支払督促が届いた!どうするの?(異議申立)

支払督促が裁判所から届いた場合、多くの人はどうしたらいいのか分からず、困惑します。支払督促は裁判手続とは異なり、判決によらずして国の強制力を伴う金銭等の請求手続として、民事訴訟法第382条以下にその規定があります。詳しくは、「督促したい!どうするの?」に記載がありますが、「訴状が届いた!どうするの?」の訴状と同じように、放っておくと不利になることがあります。

また、民事訴訟法の規定に依り、裁判所書記官が申し立て人の言い分のみを聞いて、半ば自動的に督促状を発送しなければならないため、場合によっては、不当な督促状が発送されてしまうおそれがあります。

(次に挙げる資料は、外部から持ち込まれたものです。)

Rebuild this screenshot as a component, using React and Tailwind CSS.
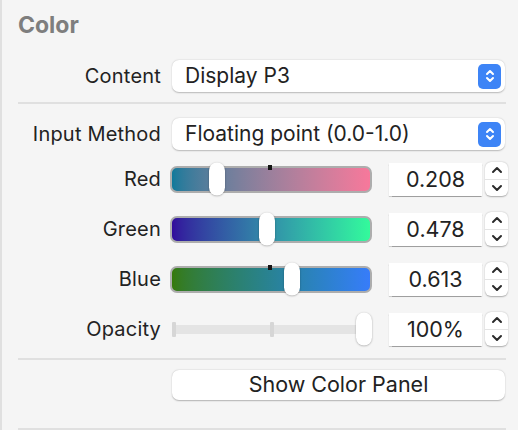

ここでは、督促状が送りつけられた債務者側に立って、いわれのない督促状や、債務者にも言い分のある督促状などが届いた場合に、債務者の正当な権利を行使するための方法をご紹介します。

 

本当に裁判所の支払督促か?

最近では、いわゆる出会い係サイトの架空請求が社会問題となっていますが、架空請求が裁判所の支払督促の手続による事は、ほとんどありません。詐欺的架空請求業者は、何らかの名簿などを元に、何の根拠もなく、無差別に「督促状」なるものを送りつけていることがほとんどで、裁判所を経由する事は事実上ありえないからです。しかし、最近の事務機器の性能向上により、いかにももっともらしい文書を作成する場合もありますので、ご注意ください。身に覚えのない架空請求の場合は、放っておくのみで、こちらから連絡をとる事は厳禁です

しかし、一部マスコミの報道のとおり、裁判所の支払督促や裁判手続を悪用した架空請求も発生しております。裁判所からの正式な手続の場合、ほうっておくと架空請求が本当の請求に名を変えてしまうこともあります。判断に困った場合、発送もとの裁判所またはお近くの消費者生活センターや弁護士・司法書士に相談されることをお勧めします。間違っても請求業者に直接連絡しないでください。

 

架空請求以外でも、「督促状」なる名称を使用することがありますが、その場合請求者の住所・氏名または会社所在地(本店・支店)・会社名が記入されている場合で、身に覚えのある請求の場合は、民法上の催告としての効力を有しますので、その場合は事例に応じた対処が必要な場合がありますが、ここでは主旨が異なるので、割愛します。

 

裁判所からの支払督促には、裁判所名や裁判所書記官の氏名と押印があります。通常支払い督促の封筒の中に、裁判所作成の支払督促についてのパンフレットが入っていますので、パンフレットの内容についても、あわせて確認してください。

 

支払督促到達後の対処

支払督促到達後、2週間が経過すると、申し立てた債権者は、仮執行宣言付支払督促の申立てが可能になります。この「仮執行宣言」ですが、「仮」とは言うものの、実質上、国の強制力を伴うもので、非常に強力です。この仮執行宣言に基づく強制執行手続が開始されると、給料の差押や財産の差押を受けることがありますので、もし、債務者であるあなたにもに言い分があれば、早めに裁判所に対して異議の申立てを行ってください。

 

支払督促到達後、2週間以内か、2週間を超えたとしても、債権者が仮執行宣言付支払督促の申立てを行う前に、債務者が異議申立を行うことで、支払督促手続きはその役目を終え、裁判手続に移行します。つまり、債務者たるあなたの言い分を聞いてもらえる裁判手続が始まるのです。

 

仮執行宣言付支払督促が届いた後、2週間以内であれば、債務者は異議の申立てができますが、この異議申立は、仮執行宣言の効力を止めることができません。しかし、裁判手続に移行して、債務者の言い分を聞いてもらえる機会ができますので、このようなケースでも、正当な事由がある場合は、あきらめずに異議申立を行ってください。

 

通常訴訟への移行後

上記異議の申立で、裁判手続きに移行しますが、その後は通常裁判となります。この裁判手続で、債権者は原告となり、債務者は被告となって、双方の言い分を主張し、証拠を提出して論戦を行うわけですが、「訴状が届いた!どうするの?」記載のように、異議申立を行ったままで、放りっぱなしにしておくと、欠席裁判で被告敗訴と言う結果になりかねませんので、注意が必要です。早めに弁護士又は司法書士に相談することをお勧めします。